The new infrastructure being provided to help with information exchange is called an Events Management Service (EMS) and is available both locally (LEMS) and nationally (NEMS). The EMS provides a way of exchanging messages across child health information services.    


A pdf version of this document is also available to download. 


Background

NHS England, NHSx and NHS Digital are all working together to simplify sharing child health information in support of the Healthy Child Programme. You can read the Healthy Children: Transforming Child Health Information strategy document to learn more. 

This strategy has two aims:

  • knowing where a child is and how healthy they are
  • appropriate access to information for all involved in the care of children.

A national Digital Child Health (DCH) programme has been created to support the delivery of the Healthy Child programme the universal preventative pathway for all children in England through better use of information and technology.  

‘Redesigned information services will support personalised care, promote the offer and uptake of preventative programmes of care and provide the foundation for integration across the domains of health, social care and education. Information will flow to where it is needed, improving the experience of care and health outcomes for children, young people and their families and supporting the professionals providing that care’

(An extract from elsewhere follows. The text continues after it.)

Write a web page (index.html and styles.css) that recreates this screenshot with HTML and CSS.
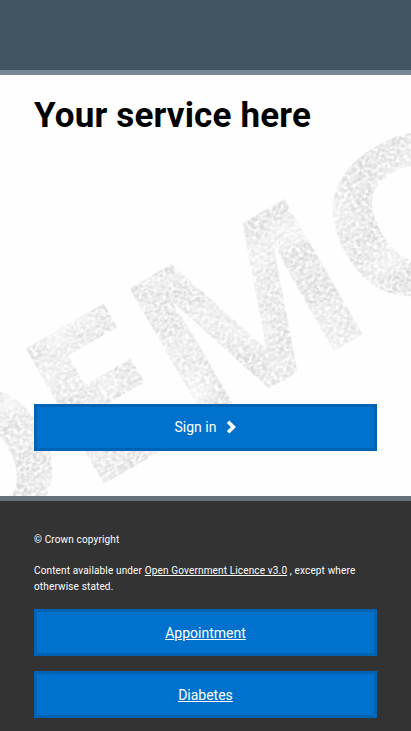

The Digital Child Health programme

The programme has three main objectives:

  • provide efficiency savings for Child Health Information Services (CHIS): use new infrastructure and messaging to replace paper notifications and re-keying of information in regional CHIS offices which can save  up to 50% of administrative effort.  This could potentially release resource for improved failsafing of the Healthy Child Programme, including transition to a digital redbook service
  • provide improvements in direct care for services delivering the Healthy Child Programme: use new infrastructure and messaging to improve the efficiency of information exchange between Health Visiting, Primary Care and School Nursing, leading to more timely and comprehensive information on a child’s health available to professionals, potentially leading to better decision support and improved outcomes for children
  • provide a foundation for digital redbooks: use new infrastructure and messaging to provide a foundation for a digital redbook service to be offered to parents in place of paper redbooks.

The new infrastructure being provided to help with information exchange is called an Events Management Service (EMS) and is available both locally (LEMS) and nationally (NEMS). It simply provides a way that messages can be exchanged and the supplier of the IT system you use to hold a child’s health record connects to this, on your behalf, so that information (messages) can flow between your service, CHIS and primary care.

Sometimes your service will send information for others to see and use, sometimes they will send you information.